Select the numeric variables from the dataset (reaction_time, accuracy, anxiety_pre, anxiety_post, and anxiety_change if you created it).
Use the psych package’s corPlot() function to create a correlation plot.
Interpret the resulting plot by addressing:
- Which variables appear to be strongly correlated?
- Are there any surprising relationships?
- How might these correlations inform further research in psychology?

# Your code here. Hint: first, with dplyr create a new dataset that selects only the numeric variable (reaction_time, accuracy, anxiety_pre, anxiety_post, and anxiety_change if you created it).
# Load necessary packages
library(dplyr)
library(psych)

# Create a new dataset with only numeric variables
numeric_data <- clean_data %>%
  select(reaction_time, accuracy, anxiety_pre, anxiety_post, anxiety_change)
# Generate correlation plot
corPlot(numeric_data, cex = 1.2)

## Error in plot.new(): figure margins too large

Write your answer(s) here The correlation plot shows a strong positive correlation between anxiety_pre and anxiety_post, showing that the participants with a higher anxiety before the task showed higher anxiety afterward. There is a weak negative correlation between reaction time and accuracy showing that faster reaction times are slightly associated with better accuracy, but the relationship is small. Anxiety_change has a weak negative correlation with anxiety_post , which shows the greater reductions in anxiety are linked to lower post-task anxiety. —

Part 5: Reflection and Application

Question 7: Reflection

Reflect on how the statistical concepts and R techniques covered in this course apply to psychological research:

Describe a specific research question in psychology that interests you. What type of data would you collect, what statistical analyses would be appropriate, and what potential measurement errors might you need to address?
How has learning R for data analysis changed your understanding of psychological statistics? What do you see as the biggest advantages and challenges of using R compared to other statistical software?

Write your answer(s) here 1. A research question in Psychology that interests me is “How does anxiety affect the performance and scores of college students?” This interests me because I am going through this process right now and I feel my anxiety holds me back, especially when it comes to taking exams. I would collect self-reported test anxiety scores and academic performance measurements, like GPA and exam grades. A correlation analysis would show the relationship between the anxiety and performance, and a regression analysis could possibly show if test anxiety predicts future outcomes as a student.
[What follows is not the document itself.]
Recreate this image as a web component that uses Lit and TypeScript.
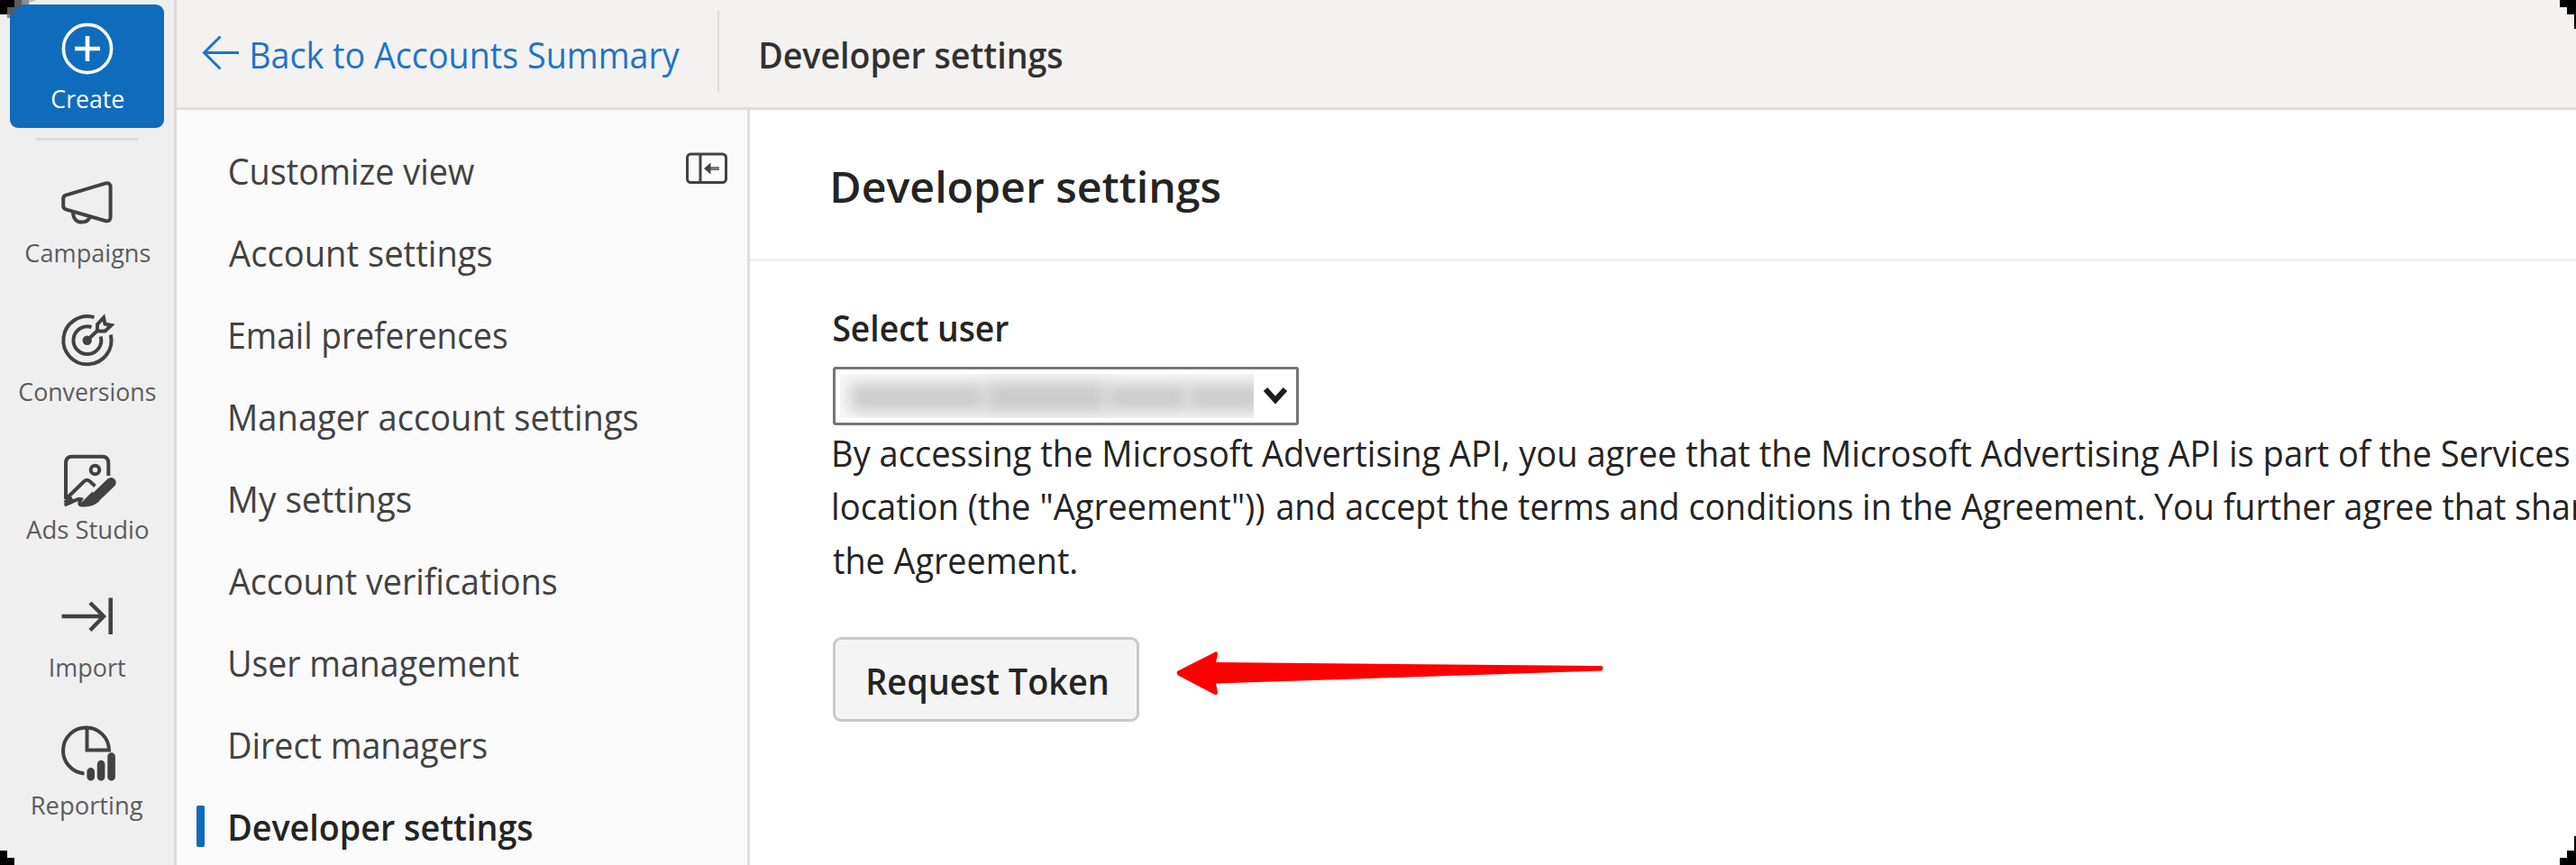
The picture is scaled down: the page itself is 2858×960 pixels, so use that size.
import { LitElement, html, css, svg } from "lit";
import { customElement, property } from "lit/decorators.js";
import { classMap } from "lit/directives/class-map.js";

/** One line of text condensed or widened to a given ink width. */
@customElement("fit-text")
class FitText extends LitElement {
  @property() text = "";
  @property({ type: Number }) ink = 0;

  static styles = css`
    :host { display: block; flex: none; white-space: pre; }
    .line { display: inline-block; transform-origin: 0 50%; vertical-align: top; }
  `;

  updated() {
    const line = this.renderRoot.querySelector(".line") as HTMLElement;
    const cs = getComputedStyle(this);
    const ctx = document.createElement("canvas").getContext("2d")!;
    ctx.font = `${cs.fontWeight} ${cs.fontSize} ${cs.fontFamily}`;
    const m = ctx.measureText(this.text);
    const natural = m.actualBoundingBoxRight + m.actualBoundingBoxLeft;
    const k = this.ink / natural;
    line.style.transform = `translate(${m.actualBoundingBoxLeft * k * 0.65}px, 1.5px) scaleX(${k})`;
    this.style.width = `${this.ink}px`;
  }

  render() {
    return html`<span class="line">${this.text}</span>`;
  }
}

const icons = {
  create: svg`<circle cx="34" cy="34" r="26.6" stroke-width="3.6"/><path d="M34 20v28M20 34h28" stroke-width="4.6"/>`,
  campaigns: svg`<path d="M7.2 29.5Q7.2 26.6 10 25.7L53.5 12.6Q59.6 11 59.6 17V49.5Q59.6 55.6 53.5 54L10 41.4Q7.2 40.4 7.2 37.6Z"/><path d="M18 44c0 7.500 4 11.600 9.500 11.600s8.500-3 9.500-6.600"/>`,
  conversions: svg`<path d="M41.500 8.200A26.600 26.600 0 1 0 59.800 27.500"/><path d="M38.500 19A15.400 15.400 0 1 0 48.700 29.500"/><circle cx="33.700" cy="33.800" r="5.200" fill="currentColor" stroke="none"/><path d="M33.700 33.800L46 22M45 23.500V16L52 8.500L53.500 15.500L60.500 17L53.500 23.500Z"/>`,
  studio: svg`<path d="M10 57V17Q10 9.800 17 9.800H50Q57.300 9.800 57.300 17V31"/><circle cx="42.500" cy="24.500" r="4.800"/><path d="M10.500 56.500L30.500 37Q33.500 34.500 36.500 37L42.500 42.500"/><path d="M60.200 38.500L43 55" stroke-width="11" stroke-linecap="round"/><path d="M39.500 48.500L26.500 61.500Q25 65.500 29.500 65.500Q40 66 47.500 59Z" fill="currentColor" stroke="none"/><path d="M8.500 60.500L17 55.500M8.500 63.500Q15 61 20 58.500T27 57Q23 63 28 63.500"/>`,
  import: svg`<path d="M5.500 33H51M37 18L52 33L37 48.500" stroke-width="4.400"/><path d="M59.700 12.500V53" stroke-width="4.600"/>`,
  reporting: svg`<path d="M30.500 54.400A25.500 25.500 0 1 1 58 28.500H33.500V4"/><path d="M37.700 52.200V58.300M49.100 44V58.300M60.600 35.500V58.300" stroke-width="8.600" stroke-linecap="round"/>`,
};

const railItems = [
  { icon: icons.campaigns, label: "Campaigns", ink: 138 },
  { icon: icons.conversions, label: "Conversions", ink: 151 },
  { icon: icons.studio, label: "Ads Studio", ink: 136 },
  { icon: icons.import, label: "Import", ink: 84 },
  { icon: icons.reporting, label: "Reporting", ink: 123 },
];

const navItems = [
  { label: "Customize view", ink: 272 },
  { label: "Account settings", ink: 291 },
  { label: "Email preferences", ink: 307 },
  { label: "Manager account settings", ink: 452 },
  { label: "My settings", ink: 200.5 },
  { label: "Account verifications", ink: 363 },
  { label: "User management", ink: 321 },
  { label: "Direct managers", ink: 284.5 },
  { label: "Developer settings", ink: 335.5, active: true },
];

@customElement("app-root")
class AppRoot extends LitElement {
  static styles = css`
    :host {
      display: block; position: relative; width: 2858px; height: 960px; overflow: hidden;
      font-family: "Open Sans", "Noto Sans", sans-serif; font-size: 39.4px; line-height: 60px;
      color: #242424; background: #fff;
    }
    * { box-sizing: border-box; }
    svg { display: block; flex: none; fill: none; stroke: currentColor; stroke-width: 4; }
    .page { display: flex; height: 960px; }
    .rail {
      flex: none; width: 196px; background: #efefef; border-right: 3px solid #dcdcdc;
      display: flex; flex-direction: column; align-items: center; padding-top: 5px;
      font-size: 27.5px; line-height: 36px; color: #424242;
    }
    .create {
      width: 171px; height: 137px; border-radius: 9px; background: #0f6cbd; color: #fff;
      display: flex; flex-direction: column; align-items: center; padding-top: 14.5px;
    }
    .create svg { margin-bottom: 2.5px; }
    .rule { width: 113px; height: 3px; margin: 11px 0 31.7px; background: #dcdcdc; }
    .tool { height: 153.3px; display: flex; flex-direction: column; align-items: center; padding-top: 3px; color: #424242; }
    .tool fit-text { margin-top: 2.6px; color: #5c5c5c; }
    .body { flex: 1; min-width: 0; display: flex; flex-direction: column; }
    .top {
      height: 122px; flex: none; background: #f3f2f1; border-bottom: 3px solid #dfdfde;
      display: flex; align-items: center;
    }
    .back { display: flex; align-items: center; gap: 12px; padding: 0 43px 2px 28px; color: #1f74c8; }
    .sep { width: 2px; height: 90px; margin-bottom: 5px; background: #dddcdb; }
    .crumb { padding: 0 0 2px 45px; font-weight: 600; color: #323130; }
    .cols { flex: 1; min-height: 0; display: flex; }
    .nav { flex: none; width: 636px; background: #fafafa; border-right: 3px solid #dedede; padding-top: 21px; }
    .item { height: 90.95px; display: flex; align-items: center; padding: 0 22px 0 22px; color: #424242; }
    .bar { width: 9px; height: 46px; margin: 2px 26.5px 0 0; border-radius: 2px; }
    .item.active { font-weight: 600; color: #242424; }
    .item.active .bar { background: #0f6cbd; }
    .toggle { margin: 0 0 3px auto; stroke-width: 3; }
    .main { flex: 1; min-width: 0; overflow: hidden; }
    .heading {
      height: 167.5px; border-bottom: 3px solid #efefef; padding: 2px 0 0 91px;
      display: flex; align-items: center; font-size: 47.6px; font-weight: 600;
    }
    .form { padding: 42.5px 0 0 92px; }
    .label { font-weight: 600; }
    .select {
      width: 517px; height: 65px; margin-top: 14.5px; border: 3px solid #767676; border-radius: 3px;
      display: flex; align-items: center; justify-content: space-between; padding: 0 9px 0 5px;
    }
    .redacted {
      width: 459px; height: 49px; overflow: hidden; background: #f8f8f8;
      display: flex; align-items: center; justify-content: flex-end; padding-top: 4px;
    }
    .smudge { flex: none; height: 32px; background: #cacaca; filter: blur(9px); }
    .s1 { width: 150px; }
    .s2 { width: 135px; height: 36px; }
    .s3 { width: 90px; }
    .s4 { width: 85px; margin-right: -12px; }
    .terms { line-height: 59.7px; }
    .split { display: flex; gap: 14px; }
    .button {
      width: 340px; height: 94px; margin-top: 56.5px; display: flex; align-items: center; justify-content: center;
      border: 3px solid #c9c9c9; border-radius: 9px; background: #f4f4f4; font-weight: 600;
    }
    .pointer { position: absolute; left: 1300px; top: 718px; stroke: none; fill: #fe0000; }
    .corners { position: absolute; left: 0; top: 0; stroke: none; fill: #000; }
  `;

  render() {
    return html`
      <div class="page">
        <nav class="rail">
          <div class="create">
            <svg width="68" height="68">${icons.create}</svg>
            <fit-text text="Create" .ink=${79.5}></fit-text>
          </div>
          <div class="rule"></div>
          ${railItems.map((t) => html`
            <div class="tool">
              <svg width="68" height="68">${t.icon}</svg>
              <fit-text .text=${t.label} .ink=${t.ink}></fit-text>
            </div>`)}
        </nav>
        <div class="body">
          <header class="top">
            <div class="back">
              <svg width="42" height="42"><path d="M2 20.5H41M20.5 2.5L2.5 20.5L20.5 38.5" stroke-width="3"/></svg>
              <fit-text text="Back to Accounts Summary" .ink=${475}></fit-text>
            </div>
            <div class="sep"></div>
            <fit-text class="crumb" text="Developer settings" .ink=${334.5}></fit-text>
          </header>
          <div class="cols">
            <aside class="nav">
              ${navItems.map((n, i) => html`
                <div class=${classMap({ item: true, active: !!n.active })}>
                  <div class="bar"></div>
                  <fit-text .text=${n.label} .ink=${n.ink}></fit-text>
                  ${i === 0 ? html`
                    <svg class="toggle" width="46" height="36">
                      <rect x="1.5" y="2" width="43" height="31.5" rx="4"/>
                      <path d="M16 2V33.5"/>
                      <path d="M24 18H37" stroke="#777" stroke-width="4"/>
                      <path d="M20 18L27.5 11.5V24.5Z" fill="currentColor" stroke="none"/>
                    </svg>` : ""}
                </div>`)}
            </aside>
            <main class="main">
              <div class="heading"><fit-text text="Developer settings" .ink=${429.5}></fit-text></div>
              <div class="form">
                <fit-text class="label" text="Select user" .ink=${195}></fit-text>
                <div class="select">
                  <div class="redacted">
                    <div class="smudge s1"></div><div class="smudge s2"></div>
                    <div class="smudge s3"></div><div class="smudge s4"></div>
                  </div>
                  <svg width="28" height="22"><path d="M3 4L14 16L25 4" stroke-width="6" stroke="#1c1c1c"/></svg>
                </div>
                <div class="terms">
                  <fit-text text="By accessing the Microsoft Advertising API, you agree that the Microsoft Advertising API is part of the Services" .ink=${1925}></fit-text>
                  <div class="split">
                    <fit-text text='location (the "Agreement"))' .ink=${478}></fit-text>
                    <fit-text text="and accept the terms and conditions in the Agreement. You further agree that shar" .ink=${1451}></fit-text>
                  </div>
                  <fit-text text="the Agreement." .ink=${270}></fit-text>
                </div>
                <div class="button"><fit-text text="Request Token" .ink=${265}></fit-text></div>
              </div>
            </main>
          </div>
        </div>
      </div>
      <svg class="pointer" width="482" height="58">
        <path d="M6 27Q5 29.500 7 31.500L46 52Q51 54.500 51 50L49 40.500L476 26.500Q478.500 26 478.500 23.500T476 21L49 17L51 8Q51 3.500 46.500 6.500Z"/>
      </svg>
      <svg class="corners" width="2858" height="960">
        <path d="M0 0H16V8H8V16H0ZM2840 0H2858V32H2856V16H2848V8H2840ZM0 944H8V952H16V960H0ZM2858 928V960H2840V952H2848V944H2856V928Z"/>
        <path d="M16 0H24V8H16V16H8V8H16Z" fill="#5a5a5a"/>
        <path d="M24 0H32V5H24ZM8 16H11V20H8Z" fill="#8c8c8c"/>
        <path d="M32 0H40L32 3Z" fill="#b8b8b8"/>
      </svg>
    `;
  }
}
Possible issues could be the self-report bias in the anxiety scores and other factors and habits that could be affecting GPA. 2. Learning R for data analysis has truly become a dream come true. R has allowed me to better understand statistics. Although learning how to code is a challenge, for someone who can learn anything but math, it has truly made a huge difference.The advantages are endless, like bettering our visualization of relationships in psychology, the ability to show correlation, and using a hands-on learning technique is always the best way to learn in my opinion. A challenge of R is just learning and understanding the codes and maybe technical issues on a computer, but It has luckily been pretty easy to learn. In my opinion, R has better flexibility and visualization, and just feels more user friendly than other statistical softwares. —

Submission Instructions:

Ensure to knit your document to HTML format, checking that all content is correctly displayed before submission. Publish your assignment to RPubs and submit the URL to canvas.